BIC - May 2012
By: Shawn M. Galloway
How effectively are you marketing safety? When an organization decides it wants to introduce a new product or service, teams are created to develop strategy and marketing plans to introduce the offering to the marketplace, and ultimately dominate the field. If safety is such a core element of your organization, how comparable is the effectiveness of your safety strategy to your business strategy?
A fundamental element of an effective strategy is marketing. How complete and successful are your marketing plans for safety? Are you working your plan and is your plan working? While this mindset is nothing new to business at large, it is surprisingly absent from many organizations when it comes to safety.
While there may be many elements to a successful marketing plan, four are worthy of your immediate attention. Do these well and you will make great leaps forward.
Branding - When individuals (employees, contractors, customers, etc.) think of safety in your organization, what do they think of? Is there something they identify with? What comes to mind? We all have emotional connections to some product we have been exposed to, some positive, some negative. What emotional response do people have when your safety personnel, programs, processes, training or measurements are mentioned? What is the personality of safety and the perceptions it creates? What is your brand in safety?
Positioning - After you have developed a desirable perception or experience about safety, what are your tactics to effectively position this throughout the organization? Structure and programs are certainly part of it, but how are you planning for communication, competition, and other priorities and operational focus?
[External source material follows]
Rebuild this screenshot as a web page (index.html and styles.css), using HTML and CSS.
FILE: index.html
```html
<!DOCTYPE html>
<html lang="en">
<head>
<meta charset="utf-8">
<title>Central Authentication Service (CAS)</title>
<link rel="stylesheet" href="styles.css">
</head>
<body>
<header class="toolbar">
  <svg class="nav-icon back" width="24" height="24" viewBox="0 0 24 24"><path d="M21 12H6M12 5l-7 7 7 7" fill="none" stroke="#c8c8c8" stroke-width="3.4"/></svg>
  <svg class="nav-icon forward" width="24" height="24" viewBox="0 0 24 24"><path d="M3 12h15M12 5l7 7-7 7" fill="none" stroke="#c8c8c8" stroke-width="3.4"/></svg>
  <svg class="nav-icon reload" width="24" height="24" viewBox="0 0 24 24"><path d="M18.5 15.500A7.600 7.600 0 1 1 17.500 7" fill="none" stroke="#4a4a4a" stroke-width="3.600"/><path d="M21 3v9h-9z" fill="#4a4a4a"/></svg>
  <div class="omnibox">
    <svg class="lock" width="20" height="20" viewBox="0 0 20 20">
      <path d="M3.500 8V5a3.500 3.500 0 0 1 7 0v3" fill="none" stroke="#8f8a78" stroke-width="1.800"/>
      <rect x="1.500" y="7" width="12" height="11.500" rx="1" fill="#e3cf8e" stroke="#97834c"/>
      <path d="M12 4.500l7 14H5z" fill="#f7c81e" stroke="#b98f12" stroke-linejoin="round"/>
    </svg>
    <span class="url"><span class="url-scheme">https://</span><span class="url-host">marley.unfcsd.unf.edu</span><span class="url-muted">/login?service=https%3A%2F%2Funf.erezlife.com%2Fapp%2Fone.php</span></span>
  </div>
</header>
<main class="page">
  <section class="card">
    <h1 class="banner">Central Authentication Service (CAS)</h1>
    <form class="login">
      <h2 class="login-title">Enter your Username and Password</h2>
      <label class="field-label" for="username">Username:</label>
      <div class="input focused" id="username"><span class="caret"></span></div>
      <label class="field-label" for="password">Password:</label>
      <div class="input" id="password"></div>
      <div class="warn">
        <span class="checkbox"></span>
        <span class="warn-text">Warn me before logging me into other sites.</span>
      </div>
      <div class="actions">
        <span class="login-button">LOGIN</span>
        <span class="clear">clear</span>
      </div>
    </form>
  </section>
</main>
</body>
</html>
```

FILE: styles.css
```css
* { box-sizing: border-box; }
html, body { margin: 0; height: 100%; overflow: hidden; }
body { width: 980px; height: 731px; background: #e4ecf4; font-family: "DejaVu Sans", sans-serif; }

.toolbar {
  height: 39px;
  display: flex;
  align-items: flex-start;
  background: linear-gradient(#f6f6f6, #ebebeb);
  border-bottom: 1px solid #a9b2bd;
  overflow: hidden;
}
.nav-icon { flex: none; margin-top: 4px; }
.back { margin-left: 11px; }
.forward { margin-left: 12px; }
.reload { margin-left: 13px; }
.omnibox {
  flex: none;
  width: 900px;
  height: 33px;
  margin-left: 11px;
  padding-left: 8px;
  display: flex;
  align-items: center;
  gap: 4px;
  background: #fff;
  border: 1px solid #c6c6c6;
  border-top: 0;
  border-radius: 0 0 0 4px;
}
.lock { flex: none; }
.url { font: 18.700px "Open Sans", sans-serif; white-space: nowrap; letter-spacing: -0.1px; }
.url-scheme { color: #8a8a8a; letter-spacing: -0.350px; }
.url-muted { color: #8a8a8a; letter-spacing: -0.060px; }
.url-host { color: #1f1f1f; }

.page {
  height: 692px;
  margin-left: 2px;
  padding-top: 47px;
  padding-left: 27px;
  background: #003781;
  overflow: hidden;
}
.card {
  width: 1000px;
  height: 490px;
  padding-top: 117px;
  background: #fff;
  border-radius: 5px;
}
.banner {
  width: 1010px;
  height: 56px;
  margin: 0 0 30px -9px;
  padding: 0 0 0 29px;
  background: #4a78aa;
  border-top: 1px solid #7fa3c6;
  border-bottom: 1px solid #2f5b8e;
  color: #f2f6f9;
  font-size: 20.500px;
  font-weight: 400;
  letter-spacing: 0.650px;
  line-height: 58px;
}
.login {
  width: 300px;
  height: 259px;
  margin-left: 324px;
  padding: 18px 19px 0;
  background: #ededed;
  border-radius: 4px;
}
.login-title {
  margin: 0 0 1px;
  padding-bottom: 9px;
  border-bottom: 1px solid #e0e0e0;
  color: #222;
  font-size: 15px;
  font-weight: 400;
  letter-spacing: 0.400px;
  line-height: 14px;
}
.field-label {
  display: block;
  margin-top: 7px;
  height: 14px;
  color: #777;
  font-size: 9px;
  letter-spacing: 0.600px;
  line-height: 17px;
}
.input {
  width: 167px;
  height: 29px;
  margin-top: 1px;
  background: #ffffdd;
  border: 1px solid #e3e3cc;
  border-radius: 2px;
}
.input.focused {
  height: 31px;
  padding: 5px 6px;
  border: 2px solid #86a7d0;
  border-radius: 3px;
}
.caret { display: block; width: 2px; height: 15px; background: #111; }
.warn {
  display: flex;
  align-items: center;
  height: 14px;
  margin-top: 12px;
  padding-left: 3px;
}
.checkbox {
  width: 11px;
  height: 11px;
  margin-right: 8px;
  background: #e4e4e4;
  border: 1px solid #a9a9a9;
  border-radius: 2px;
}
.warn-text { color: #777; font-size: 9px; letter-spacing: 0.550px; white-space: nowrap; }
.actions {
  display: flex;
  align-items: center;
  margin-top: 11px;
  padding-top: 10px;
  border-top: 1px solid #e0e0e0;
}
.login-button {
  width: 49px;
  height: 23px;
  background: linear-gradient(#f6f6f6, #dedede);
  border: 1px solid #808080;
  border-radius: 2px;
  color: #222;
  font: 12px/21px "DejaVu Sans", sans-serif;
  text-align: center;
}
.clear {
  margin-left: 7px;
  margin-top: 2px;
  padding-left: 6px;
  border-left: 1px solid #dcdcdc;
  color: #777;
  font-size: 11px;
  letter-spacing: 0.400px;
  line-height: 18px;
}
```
Think about the attention of individuals similarly to market share you would like to lead. How well are you positioning your safety brand and how much attention share do you have?
Voice of the customer - Everyone is a customer in safety - employees, supervisors, managers, contractors, family members and individuals in the community. An important element sometimes overlooked in standard marketing initiatives is how the voice of the customer will be captured. What are your customer's requirements in safety? What interests them? What turns them off? What are their previous experiences and their expectations? Questions such as these are always an important reality check to determine the effectiveness of your branding and positioning.
Reinforcing the buying decision - Getting the time and attention of individuals is becoming increasingly difficult. If you are able to create enough excitement and buzz around safety that it generates a high level of volunteerism, what do you do to show your appreciation and reinforce the decision to get involved? It is likely you have, at some point, experienced buyer's remorse for something you have purchased. When the opportunity was presented to buy again, how excited were you to give it another try? Even when an experience was pleasant, it is easy for people to forget. We have all heard the old adage, "when someone has a bad experience, they will tell many. If they have a good experience, they might tell one." If someone is only willing to tell one person, this is an indicator that excitement about the brand hasn't been established yet.
Realistically, there is always the possibility other things might sway the attention from someone's interest in safety. So what are you doing proactively to keep the attention there and reassure the individual that he made the right choice?
With an effective marketing plan, your efforts can result in the establishment of passion around something already so important to everyone. The desire is already there to want to be safe, why not leverage this and create some excitement?